NEW YORK - President-elect Donald Trump declared Wednesday he will leave his business empire behind to focus on his presidency. But the prospect that he could simply shift more control to three of his adult children looked too cozy to some business-ethics specialists who suggest the arrangement could bring unprecedented conflicts of interest into the Oval Office.
Trump announced in a series of early morning tweets that he would leave his "great business," adding: "While I am not mandated to do this under the law, I feel it is visually important, as president, to in no way have a conflict of interest with my various businesses."
Trump provided no details, though he said legal documents were being prepared. He previously had said he'd leave his business operations to his three elder children - Donald Jr., Eric, and Ivanka.
Asked if the tweets indicated plans to move the businesses to the children, Trump senior adviser Kellyanne Conway said Wednesday, "It appears that way."
"The three adult children who do already work in the corporation are expected to continue in those roles and in fact increase their responsibilities in those roles," Conway said.
Ethics experts have pushed for Trump to fully exit the ownership of his businesses using a blind trust or equivalent arrangement.
"Otherwise he will have a personal financial interest in his businesses that will sometimes conflict with the public interest and constantly raise questions," Norman Eisen, President Obama's chief ethics lawyer, and Richard Painter, who held the same post for President George W. Bush, said in a joint statement. The laws are generally loose for presidents regarding their businesses except when it comes to ties to or gifts from foreign governments.
All 16 Democratic members of House Judiciary Committee wrote to Chairman Bob Goodlatte (R., Va.) to request hearings to examine conflicts-of-interest and ethics provisions that may apply to Trump.
Trump spent much of Wednesday conducting meetings in his Manhattan high-rise. His pick for secretary of state remains up in the air, though aides say he has narrowed his choices to four. One contender, former Massachusetts Gov. Mitt Romney, dined with him Tuesday.
Trump has moved forward with other cabinet selections, choosing former Goldman Sachs executive Steven Mnuchin as Treasury secretary and billionaire investor Wilbur Ross for Commerce.
Mnuchin, 53, led Trump's finance operations during the presidential campaign, but he has no government experience. If confirmed by the Senate, he would play a central role in shaping Trump's tax policies and infrastructure plans. He would also lead an agency tasked with implementing international economic sanctions.

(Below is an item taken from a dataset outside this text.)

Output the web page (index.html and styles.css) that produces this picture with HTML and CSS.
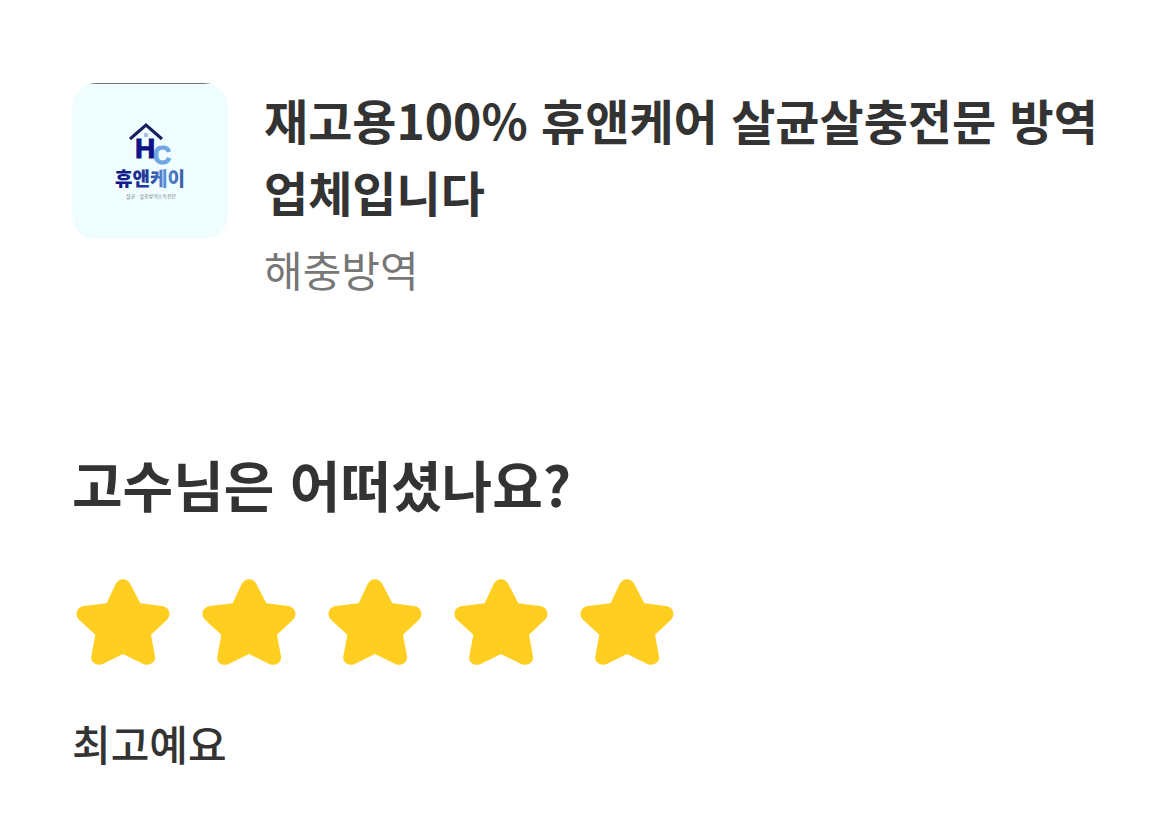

Mnuchin would follow in the tradition of two previous Treasury secretaries who worked at the Goldman Sachs investment firm. During the campaign, Trump repeatedly criticized Hillary Clinton's ties to Wall Street banks and hit her for paid speeches at Goldman Sachs.
Arriving at Trump Tower Wednesday, Mnuchin said the administration planned "the most significant middle income tax cut since Reagan." He also called for lowering corporate taxes to encourage companies to stay in the United States.
Meanwhile, Trump and Vice President-elect Mike Pence, the outgoing Indiana governor, planned an event Thursday in Indiana in connection with an announcement that Carrier Corp. planned to keep nearly 1,000 jobs in the state instead of moving them to Mexico.
Details of the agreement were unclear. Trump spent much of his campaign pledging to keep companies like Carrier from moving jobs out of the U.S., but he also dismissed tax incentives and favorable financing deals often used by state officials to keep major employers home.
Trump's sprawling business empire is unprecedented for a modern sitting president, as is the complexity and opaqueness of his holdings. He refused to release his taxes during the campaign, citing an ongoing audit, and will be under no legal obligation to do so in the White House.